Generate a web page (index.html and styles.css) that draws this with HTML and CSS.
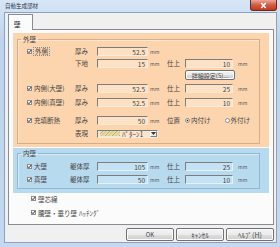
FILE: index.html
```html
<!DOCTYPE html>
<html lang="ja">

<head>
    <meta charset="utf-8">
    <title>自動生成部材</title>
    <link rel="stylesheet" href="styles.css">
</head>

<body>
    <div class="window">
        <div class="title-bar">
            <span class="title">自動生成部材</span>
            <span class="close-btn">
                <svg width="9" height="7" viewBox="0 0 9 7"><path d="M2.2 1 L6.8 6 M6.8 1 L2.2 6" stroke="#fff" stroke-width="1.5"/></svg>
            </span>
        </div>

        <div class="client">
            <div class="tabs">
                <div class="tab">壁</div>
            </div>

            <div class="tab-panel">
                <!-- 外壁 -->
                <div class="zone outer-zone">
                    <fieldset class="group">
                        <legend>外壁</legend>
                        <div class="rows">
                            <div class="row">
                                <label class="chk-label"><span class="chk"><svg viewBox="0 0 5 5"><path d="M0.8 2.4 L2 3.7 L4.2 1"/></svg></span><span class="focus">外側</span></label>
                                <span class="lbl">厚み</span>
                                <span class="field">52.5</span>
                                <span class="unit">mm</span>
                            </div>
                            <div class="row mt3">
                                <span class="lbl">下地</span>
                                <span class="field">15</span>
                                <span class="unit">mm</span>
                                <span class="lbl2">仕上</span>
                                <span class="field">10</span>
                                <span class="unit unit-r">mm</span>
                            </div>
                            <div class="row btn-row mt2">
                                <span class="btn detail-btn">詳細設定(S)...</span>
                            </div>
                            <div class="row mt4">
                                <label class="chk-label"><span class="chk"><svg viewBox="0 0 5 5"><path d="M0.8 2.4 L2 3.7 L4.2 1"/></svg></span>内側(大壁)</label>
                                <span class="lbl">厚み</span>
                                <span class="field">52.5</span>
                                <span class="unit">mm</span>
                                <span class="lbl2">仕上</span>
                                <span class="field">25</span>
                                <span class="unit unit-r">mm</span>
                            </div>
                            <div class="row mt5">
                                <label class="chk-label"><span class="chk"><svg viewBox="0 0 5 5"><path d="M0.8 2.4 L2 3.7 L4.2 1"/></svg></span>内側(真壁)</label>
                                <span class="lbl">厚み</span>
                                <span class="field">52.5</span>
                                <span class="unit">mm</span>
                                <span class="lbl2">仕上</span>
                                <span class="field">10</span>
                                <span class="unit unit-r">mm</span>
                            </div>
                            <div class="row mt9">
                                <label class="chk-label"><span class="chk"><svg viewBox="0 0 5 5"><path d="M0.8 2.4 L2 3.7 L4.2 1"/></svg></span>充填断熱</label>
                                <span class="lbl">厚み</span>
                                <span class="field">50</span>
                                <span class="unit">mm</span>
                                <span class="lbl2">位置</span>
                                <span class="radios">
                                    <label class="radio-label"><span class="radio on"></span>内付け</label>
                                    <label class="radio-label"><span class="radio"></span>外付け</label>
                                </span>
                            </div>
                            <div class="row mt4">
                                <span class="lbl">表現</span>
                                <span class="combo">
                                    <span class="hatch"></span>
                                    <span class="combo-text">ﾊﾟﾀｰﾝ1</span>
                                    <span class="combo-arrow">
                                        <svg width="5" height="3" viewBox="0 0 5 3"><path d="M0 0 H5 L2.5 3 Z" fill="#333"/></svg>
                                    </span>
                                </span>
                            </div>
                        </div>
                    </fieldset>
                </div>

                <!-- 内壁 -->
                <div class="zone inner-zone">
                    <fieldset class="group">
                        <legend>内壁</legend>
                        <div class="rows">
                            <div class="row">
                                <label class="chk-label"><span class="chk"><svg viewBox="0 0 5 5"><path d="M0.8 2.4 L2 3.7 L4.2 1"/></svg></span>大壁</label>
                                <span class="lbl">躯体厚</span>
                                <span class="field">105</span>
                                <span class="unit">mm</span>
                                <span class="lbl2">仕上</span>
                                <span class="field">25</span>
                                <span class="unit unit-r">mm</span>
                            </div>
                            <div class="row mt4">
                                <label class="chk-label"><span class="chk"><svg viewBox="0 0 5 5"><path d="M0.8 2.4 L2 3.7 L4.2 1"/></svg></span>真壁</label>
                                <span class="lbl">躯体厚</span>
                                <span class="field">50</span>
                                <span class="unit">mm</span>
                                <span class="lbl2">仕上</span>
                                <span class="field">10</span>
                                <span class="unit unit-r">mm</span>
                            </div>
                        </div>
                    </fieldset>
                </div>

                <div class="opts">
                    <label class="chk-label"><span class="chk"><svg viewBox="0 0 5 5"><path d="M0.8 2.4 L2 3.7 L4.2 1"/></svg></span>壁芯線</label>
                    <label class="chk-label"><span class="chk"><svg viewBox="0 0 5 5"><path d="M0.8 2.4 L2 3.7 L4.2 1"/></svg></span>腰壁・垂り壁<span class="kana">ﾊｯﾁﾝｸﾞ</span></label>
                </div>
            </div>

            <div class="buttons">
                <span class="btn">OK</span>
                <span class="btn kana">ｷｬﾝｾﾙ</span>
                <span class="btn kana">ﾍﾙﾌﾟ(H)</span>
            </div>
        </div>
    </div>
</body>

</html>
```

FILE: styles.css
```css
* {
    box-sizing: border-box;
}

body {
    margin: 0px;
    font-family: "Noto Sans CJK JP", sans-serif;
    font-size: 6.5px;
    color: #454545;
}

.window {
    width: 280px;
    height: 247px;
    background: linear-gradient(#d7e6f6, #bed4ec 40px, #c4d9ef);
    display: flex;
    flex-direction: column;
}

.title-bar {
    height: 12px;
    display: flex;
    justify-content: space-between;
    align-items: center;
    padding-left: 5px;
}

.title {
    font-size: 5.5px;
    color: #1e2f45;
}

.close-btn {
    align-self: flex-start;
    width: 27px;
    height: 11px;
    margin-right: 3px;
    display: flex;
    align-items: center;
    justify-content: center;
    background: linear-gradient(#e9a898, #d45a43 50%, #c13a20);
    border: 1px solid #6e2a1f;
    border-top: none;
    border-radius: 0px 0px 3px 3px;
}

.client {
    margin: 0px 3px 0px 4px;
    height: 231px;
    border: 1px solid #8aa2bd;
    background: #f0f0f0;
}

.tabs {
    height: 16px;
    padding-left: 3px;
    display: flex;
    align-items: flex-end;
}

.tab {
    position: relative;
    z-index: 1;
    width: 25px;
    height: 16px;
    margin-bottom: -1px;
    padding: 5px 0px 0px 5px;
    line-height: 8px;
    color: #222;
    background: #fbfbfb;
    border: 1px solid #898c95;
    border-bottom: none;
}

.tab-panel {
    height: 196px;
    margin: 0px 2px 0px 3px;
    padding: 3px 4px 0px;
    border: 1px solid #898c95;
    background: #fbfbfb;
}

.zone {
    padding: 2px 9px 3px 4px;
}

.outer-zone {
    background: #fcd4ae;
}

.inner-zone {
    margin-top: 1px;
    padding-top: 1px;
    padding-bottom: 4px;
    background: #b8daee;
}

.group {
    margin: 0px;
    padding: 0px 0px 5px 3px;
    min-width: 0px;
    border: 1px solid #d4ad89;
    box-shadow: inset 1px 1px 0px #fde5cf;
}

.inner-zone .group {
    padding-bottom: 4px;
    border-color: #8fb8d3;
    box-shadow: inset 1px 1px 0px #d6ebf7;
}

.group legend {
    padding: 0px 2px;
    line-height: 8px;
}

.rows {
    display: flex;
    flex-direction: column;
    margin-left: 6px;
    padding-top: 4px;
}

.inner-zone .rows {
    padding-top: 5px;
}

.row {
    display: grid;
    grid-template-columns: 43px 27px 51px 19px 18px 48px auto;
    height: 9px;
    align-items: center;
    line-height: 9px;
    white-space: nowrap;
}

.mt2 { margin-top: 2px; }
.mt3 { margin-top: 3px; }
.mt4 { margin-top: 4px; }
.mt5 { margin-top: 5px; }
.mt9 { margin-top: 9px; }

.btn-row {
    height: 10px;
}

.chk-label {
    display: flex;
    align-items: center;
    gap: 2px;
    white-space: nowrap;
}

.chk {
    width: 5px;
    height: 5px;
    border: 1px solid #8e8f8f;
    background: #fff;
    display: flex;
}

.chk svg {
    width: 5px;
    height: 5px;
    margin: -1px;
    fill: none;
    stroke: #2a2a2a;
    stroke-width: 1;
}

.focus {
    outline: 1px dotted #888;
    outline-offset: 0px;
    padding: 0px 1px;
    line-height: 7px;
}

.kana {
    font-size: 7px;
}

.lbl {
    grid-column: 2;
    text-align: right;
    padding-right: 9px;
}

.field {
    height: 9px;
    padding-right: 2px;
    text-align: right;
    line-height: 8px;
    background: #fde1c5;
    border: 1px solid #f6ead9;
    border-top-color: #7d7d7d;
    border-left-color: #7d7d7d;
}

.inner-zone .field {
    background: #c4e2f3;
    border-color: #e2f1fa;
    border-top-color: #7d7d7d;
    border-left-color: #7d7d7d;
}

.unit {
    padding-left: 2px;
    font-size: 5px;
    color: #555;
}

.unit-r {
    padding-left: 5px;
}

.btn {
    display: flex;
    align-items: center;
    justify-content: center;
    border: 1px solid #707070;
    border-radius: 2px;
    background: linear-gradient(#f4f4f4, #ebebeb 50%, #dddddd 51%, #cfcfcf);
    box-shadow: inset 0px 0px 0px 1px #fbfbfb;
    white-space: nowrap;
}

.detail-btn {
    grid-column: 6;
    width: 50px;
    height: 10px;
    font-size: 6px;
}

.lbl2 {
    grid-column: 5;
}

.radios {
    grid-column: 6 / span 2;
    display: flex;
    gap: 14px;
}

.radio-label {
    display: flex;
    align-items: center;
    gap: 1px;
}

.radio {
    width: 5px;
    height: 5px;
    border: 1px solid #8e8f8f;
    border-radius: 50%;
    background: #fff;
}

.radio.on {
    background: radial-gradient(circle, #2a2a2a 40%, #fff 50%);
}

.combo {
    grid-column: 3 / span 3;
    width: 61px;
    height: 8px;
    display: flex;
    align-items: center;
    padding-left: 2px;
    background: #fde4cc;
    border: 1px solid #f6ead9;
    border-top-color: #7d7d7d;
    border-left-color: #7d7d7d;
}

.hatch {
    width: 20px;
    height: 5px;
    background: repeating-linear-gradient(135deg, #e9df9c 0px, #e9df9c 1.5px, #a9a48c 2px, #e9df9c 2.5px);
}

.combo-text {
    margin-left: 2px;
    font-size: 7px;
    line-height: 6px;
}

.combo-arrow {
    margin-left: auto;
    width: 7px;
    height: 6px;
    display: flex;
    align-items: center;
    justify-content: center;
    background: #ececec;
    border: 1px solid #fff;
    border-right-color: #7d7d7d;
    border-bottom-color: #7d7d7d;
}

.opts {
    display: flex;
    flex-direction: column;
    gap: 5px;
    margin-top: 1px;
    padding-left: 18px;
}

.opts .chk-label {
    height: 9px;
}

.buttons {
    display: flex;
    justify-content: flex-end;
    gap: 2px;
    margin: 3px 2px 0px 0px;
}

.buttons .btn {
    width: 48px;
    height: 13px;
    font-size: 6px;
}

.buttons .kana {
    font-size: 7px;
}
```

──────────────────────────────

Work required = Read the lines above. Gather those in which the string "styles" is found.

Full answer =
Generate a web page (index.html and styles.css) that draws this with HTML and CSS.
    <link rel="stylesheet" href="styles.css">
FILE: styles.css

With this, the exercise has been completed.